Data shown:
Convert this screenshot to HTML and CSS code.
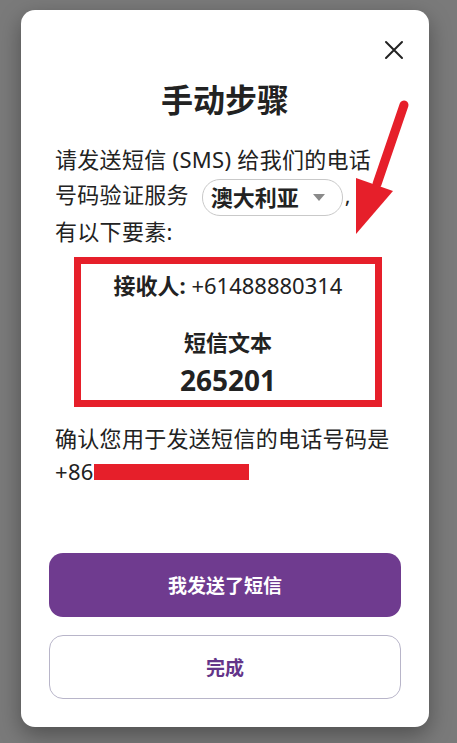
FILE: index.html
```html
<!DOCTYPE html>
<html>
  <head>
    <title>手动步骤</title>
    <meta charset="UTF-8">
    <meta name="viewport" content="width=device-width, initial-scale=1.0">
    <link rel="stylesheet" href="styles.css">
  </head>
  <body>

<!-- Dialog -->
<div class="modal">
  <div class="modalHead">
    <svg class="closeIcon" width="20" height="20" viewBox="0 0 20 20">
      <path d="M2 2 L18 18 M18 2 L2 18" stroke="#222" stroke-width="2" stroke-linecap="round" fill="none"/>
    </svg>
  </div>
  <p class="title">手动步骤</p>
  <p class="text">请发送短信 (SMS) 给我们的电话<br>号码验证服务<span class="pill"><b>澳大利亚</b><span class="caret"></span></span>,<br>有以下要素:</p>

  <div class="smsBox">
    <p class="recipient"><b>接收人:</b> +61488880314</p>
    <p class="smsLabel">短信文本</p>
    <p class="smsCode">265201</p>
  </div>

  <p class="text confirm">确认您用于发送短信的电话号码是<br>+86<span class="redacted"></span></p>

  <div class="buttons">
    <div class="btn btnPrimary">我发送了短信</div>
    <div class="btn btnOutline">完成</div>
  </div>
</div>

<!-- red arrow drawn on the screenshot -->
<svg class="arrow" width="457" height="743" viewBox="0 0 457 743">
  <path d="M404 105 L377 184" stroke="#e61f2a" stroke-width="9" stroke-linecap="round" fill="none"/>
  <polygon points="356,178 393,191 356,234" fill="#e61f2a"/>
</svg>

  </body>
</html>
```

FILE: styles.css
```css
body{
margin: 0;
height: 743px;
background-color: #7a7a7a;
font-family: "Noto Sans", "Noto Sans CJK SC", sans-serif;
color: #222;
overflow: hidden;
}

p{
margin: 0;
}

.modal{
width: 408px;
height: 717px;
margin: 10px 0 0 21px;
background-color: white;
border-radius: 14px;
box-shadow: 0 8px 22px rgba(0, 0, 0, .35);
display: flex;
flex-direction: column;
box-sizing: border-box;
padding-bottom: 28px;
}

.modalHead{
display: flex;
justify-content: flex-end;
padding: 30px 25px 0 0;
height: 20px;
}

.title{
margin-top: 20px;
font-size: 32px;
line-height: 40px;
font-weight: bold;
text-align: center;
}

.text{
margin: 22px 0 0 34px;
font-size: 22px;
line-height: 35px;
letter-spacing: 0.3px;
}

.pill{
display: inline-flex;
align-items: center;
height: 35px;
margin: -2px 2px -2px 13px;
padding: 0 17px 0 8px;
border: 1px solid #c9c9c9;
border-radius: 18px;
vertical-align: middle;
letter-spacing: 0;
}

.caret{
margin-left: 14px;
border-left: 6px solid transparent;
border-right: 6px solid transparent;
border-top: 7px solid #8a8a8a;
}

.smsBox{
width: 308px;
box-sizing: border-box;
margin: 8px 0 0 53px;
border: 7px solid #e61f2a;
padding: 6px 0 2px 0;
text-align: center;
}

.recipient{
font-size: 22px;
line-height: 30px;
}

.smsLabel{
margin-top: 27px;
font-size: 22px;
line-height: 30px;
font-weight: bold;
}

.smsCode{
margin-top: 5px;
font-size: 28px;
line-height: 36px;
font-weight: bold;
}

.confirm{
margin-top: 15px;
line-height: 33px;
}

.redacted{
display: inline-block;
width: 155px;
height: 16px;
background-color: #e61f2a;
}

.buttons{
margin: auto 28px 0 28px;
display: flex;
flex-direction: column;
gap: 18px;
}

.btn{
height: 64px;
box-sizing: border-box;
border-radius: 14px;
display: flex;
align-items: center;
justify-content: center;
font-size: 19px;
font-weight: bold;
}

.btnPrimary{
background-color: #6f3b8f;
color: white;
}

.btnOutline{
border: 1.5px solid #b8b5c9;
color: #633489;
}

.arrow{
position: absolute;
top: 0;
left: 0;
pointer-events: none;
}
```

Request:
Copy out all the data exactly; skip the pictures.

Output:
Convert this screenshot to HTML and CSS code.
FILE: index.html
```html
<!DOCTYPE html>
<html>
  <head>
    <title>手动步骤</title>
    <meta charset="UTF-8">
    <meta name="viewport" content="width=device-width, initial-scale=1.0">
    <link rel="stylesheet" href="styles.css">
  </head>
  <body>

<!-- Dialog -->
<div class="modal">
  <div class="modalHead">
    <svg class="closeIcon" width="20" height="20" viewBox="0 0 20 20">
      <path d="M2 2 L18 18 M18 2 L2 18" stroke="#222" stroke-width="2" stroke-linecap="round" fill="none"/>
    </svg>
  </div>
  <p class="title">手动步骤</p>
  <p class="text">请发送短信 (SMS) 给我们的电话<br>号码验证服务<span class="pill"><b>澳大利亚</b><span class="caret"></span></span>,<br>有以下要素:</p>

  <div class="smsBox">
    <p class="recipient"><b>接收人:</b> +61488880314</p>
    <p class="smsLabel">短信文本</p>
    <p class="smsCode">265201</p>
  </div>

  <p class="text confirm">确认您用于发送短信的电话号码是<br>+86<span class="redacted"></span></p>

  <div class="buttons">
    <div class="btn btnPrimary">我发送了短信</div>
    <div class="btn btnOutline">完成</div>
  </div>
</div>

<!-- red arrow drawn on the screenshot -->
<svg class="arrow" width="457" height="743" viewBox="0 0 457 743">
  <path d="M404 105 L377 184" stroke="#e61f2a" stroke-width="9" stroke-linecap="round" fill="none"/>
  <polygon points="356,178 393,191 356,234" fill="#e61f2a"/>
</svg>

  </body>
</html>
```

FILE: styles.css
```css
body{
margin: 0;
height: 743px;
background-color: #7a7a7a;
font-family: "Noto Sans", "Noto Sans CJK SC", sans-serif;
color: #222;
overflow: hidden;
}

p{
margin: 0;
}

.modal{
width: 408px;
height: 717px;
margin: 10px 0 0 21px;
background-color: white;
border-radius: 14px;
box-shadow: 0 8px 22px rgba(0, 0, 0, .35);
display: flex;
flex-direction: column;
box-sizing: border-box;
padding-bottom: 28px;
}

.modalHead{
display: flex;
justify-content: flex-end;
padding: 30px 25px 0 0;
height: 20px;
}

.title{
margin-top: 20px;
font-size: 32px;
line-height: 40px;
font-weight: bold;
text-align: center;
}

.text{
margin: 22px 0 0 34px;
font-size: 22px;
line-height: 35px;
letter-spacing: 0.3px;
}

.pill{
display: inline-flex;
align-items: center;
height: 35px;
margin: -2px 2px -2px 13px;
padding: 0 17px 0 8px;
border: 1px solid #c9c9c9;
border-radius: 18px;
vertical-align: middle;
letter-spacing: 0;
}

.caret{
margin-left: 14px;
border-left: 6px solid transparent;
border-right: 6px solid transparent;
border-top: 7px solid #8a8a8a;
}

.smsBox{
width: 308px;
box-sizing: border-box;
margin: 8px 0 0 53px;
border: 7px solid #e61f2a;
padding: 6px 0 2px 0;
text-align: center;
}

.recipient{
font-size: 22px;
line-height: 30px;
}

.smsLabel{
margin-top: 27px;
font-size: 22px;
line-height: 30px;
font-weight: bold;
}

.smsCode{
margin-top: 5px;
font-size: 28px;
line-height: 36px;
font-weight: bold;
}

.confirm{
margin-top: 15px;
line-height: 33px;
}

.redacted{
display: inline-block;
width: 155px;
height: 16px;
background-color: #e61f2a;
}

.buttons{
margin: auto 28px 0 28px;
display: flex;
flex-direction: column;
gap: 18px;
}

.btn{
height: 64px;
box-sizing: border-box;
border-radius: 14px;
display: flex;
align-items: center;
justify-content: center;
font-size: 19px;
font-weight: bold;
}

.btnPrimary{
background-color: #6f3b8f;
color: white;
}

.btnOutline{
border: 1.5px solid #b8b5c9;
color: #633489;
}

.arrow{
position: absolute;
top: 0;
left: 0;
pointer-events: none;
}
```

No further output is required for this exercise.